▶ Provided data:

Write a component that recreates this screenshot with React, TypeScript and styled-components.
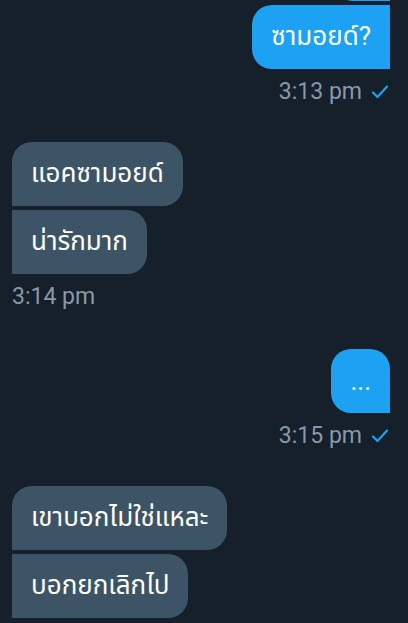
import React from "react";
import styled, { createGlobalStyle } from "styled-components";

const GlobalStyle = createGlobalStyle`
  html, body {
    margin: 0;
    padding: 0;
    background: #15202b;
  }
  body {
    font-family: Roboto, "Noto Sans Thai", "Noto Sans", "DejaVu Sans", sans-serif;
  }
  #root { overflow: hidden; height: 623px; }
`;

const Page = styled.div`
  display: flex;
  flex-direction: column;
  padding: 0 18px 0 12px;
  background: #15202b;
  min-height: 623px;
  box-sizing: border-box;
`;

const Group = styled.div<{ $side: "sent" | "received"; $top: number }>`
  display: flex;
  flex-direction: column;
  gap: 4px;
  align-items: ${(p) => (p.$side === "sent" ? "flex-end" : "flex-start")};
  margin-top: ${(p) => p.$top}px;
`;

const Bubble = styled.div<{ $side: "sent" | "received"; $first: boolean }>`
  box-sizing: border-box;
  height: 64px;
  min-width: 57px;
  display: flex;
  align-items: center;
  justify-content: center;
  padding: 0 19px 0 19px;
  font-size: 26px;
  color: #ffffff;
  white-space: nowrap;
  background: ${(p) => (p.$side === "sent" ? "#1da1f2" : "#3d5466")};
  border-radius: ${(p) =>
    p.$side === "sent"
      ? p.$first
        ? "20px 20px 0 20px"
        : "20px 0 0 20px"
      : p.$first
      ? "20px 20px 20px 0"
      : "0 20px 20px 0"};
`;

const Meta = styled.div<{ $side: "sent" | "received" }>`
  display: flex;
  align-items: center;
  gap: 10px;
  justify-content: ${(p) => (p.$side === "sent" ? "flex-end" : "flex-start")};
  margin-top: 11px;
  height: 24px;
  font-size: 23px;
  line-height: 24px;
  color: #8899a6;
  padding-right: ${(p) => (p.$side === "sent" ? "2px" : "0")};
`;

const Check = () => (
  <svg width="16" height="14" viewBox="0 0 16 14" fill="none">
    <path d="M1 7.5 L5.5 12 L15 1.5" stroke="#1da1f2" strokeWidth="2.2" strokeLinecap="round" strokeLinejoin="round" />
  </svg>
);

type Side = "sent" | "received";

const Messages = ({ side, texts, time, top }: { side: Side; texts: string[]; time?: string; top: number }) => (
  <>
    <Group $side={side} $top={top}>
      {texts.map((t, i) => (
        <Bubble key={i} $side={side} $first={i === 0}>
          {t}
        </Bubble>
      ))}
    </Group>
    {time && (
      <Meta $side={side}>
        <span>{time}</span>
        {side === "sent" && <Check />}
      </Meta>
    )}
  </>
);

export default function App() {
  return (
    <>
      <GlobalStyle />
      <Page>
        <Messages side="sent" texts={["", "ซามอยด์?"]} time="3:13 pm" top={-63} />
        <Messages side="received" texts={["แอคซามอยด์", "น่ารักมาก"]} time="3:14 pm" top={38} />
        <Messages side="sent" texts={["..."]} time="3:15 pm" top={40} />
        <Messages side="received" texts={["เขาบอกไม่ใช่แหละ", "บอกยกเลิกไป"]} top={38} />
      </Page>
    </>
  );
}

▶ Required task: All of the data above should be transcribed verbatim, with pictures omitted.

▶ Task response:
Write a component that recreates this screenshot with React, TypeScript and styled-components.
import React from "react";
import styled, { createGlobalStyle } from "styled-components";

const GlobalStyle = createGlobalStyle`
  html, body {
    margin: 0;
    padding: 0;
    background: #15202b;
  }
  body {
    font-family: Roboto, "Noto Sans Thai", "Noto Sans", "DejaVu Sans", sans-serif;
  }
  #root { overflow: hidden; height: 623px; }
`;

const Page = styled.div`
  display: flex;
  flex-direction: column;
  padding: 0 18px 0 12px;
  background: #15202b;
  min-height: 623px;
  box-sizing: border-box;
`;

const Group = styled.div<{ $side: "sent" | "received"; $top: number }>`
  display: flex;
  flex-direction: column;
  gap: 4px;
  align-items: ${(p) => (p.$side === "sent" ? "flex-end" : "flex-start")};
  margin-top: ${(p) => p.$top}px;
`;

const Bubble = styled.div<{ $side: "sent" | "received"; $first: boolean }>`
  box-sizing: border-box;
  height: 64px;
  min-width: 57px;
  display: flex;
  align-items: center;
  justify-content: center;
  padding: 0 19px 0 19px;
  font-size: 26px;
  color: #ffffff;
  white-space: nowrap;
  background: ${(p) => (p.$side === "sent" ? "#1da1f2" : "#3d5466")};
  border-radius: ${(p) =>
    p.$side === "sent"
      ? p.$first
        ? "20px 20px 0 20px"
        : "20px 0 0 20px"
      : p.$first
      ? "20px 20px 20px 0"
      : "0 20px 20px 0"};
`;

const Meta = styled.div<{ $side: "sent" | "received" }>`
  display: flex;
  align-items: center;
  gap: 10px;
  justify-content: ${(p) => (p.$side === "sent" ? "flex-end" : "flex-start")};
  margin-top: 11px;
  height: 24px;
  font-size: 23px;
  line-height: 24px;
  color: #8899a6;
  padding-right: ${(p) => (p.$side === "sent" ? "2px" : "0")};
`;

const Check = () => (
  <svg width="16" height="14" viewBox="0 0 16 14" fill="none">
    <path d="M1 7.5 L5.5 12 L15 1.5" stroke="#1da1f2" strokeWidth="2.2" strokeLinecap="round" strokeLinejoin="round" />
  </svg>
);

type Side = "sent" | "received";

const Messages = ({ side, texts, time, top }: { side: Side; texts: string[]; time?: string; top: number }) => (
  <>
    <Group $side={side} $top={top}>
      {texts.map((t, i) => (
        <Bubble key={i} $side={side} $first={i === 0}>
          {t}
        </Bubble>
      ))}
    </Group>
    {time && (
      <Meta $side={side}>
        <span>{time}</span>
        {side === "sent" && <Check />}
      </Meta>
    )}
  </>
);

export default function App() {
  return (
    <>
      <GlobalStyle />
      <Page>
        <Messages side="sent" texts={["", "ซามอยด์?"]} time="3:13 pm" top={-63} />
        <Messages side="received" texts={["แอคซามอยด์", "น่ารักมาก"]} time="3:14 pm" top={38} />
        <Messages side="sent" texts={["..."]} time="3:15 pm" top={40} />
        <Messages side="received" texts={["เขาบอกไม่ใช่แหละ", "บอกยกเลิกไป"]} top={38} />
      </Page>
    </>
  );
}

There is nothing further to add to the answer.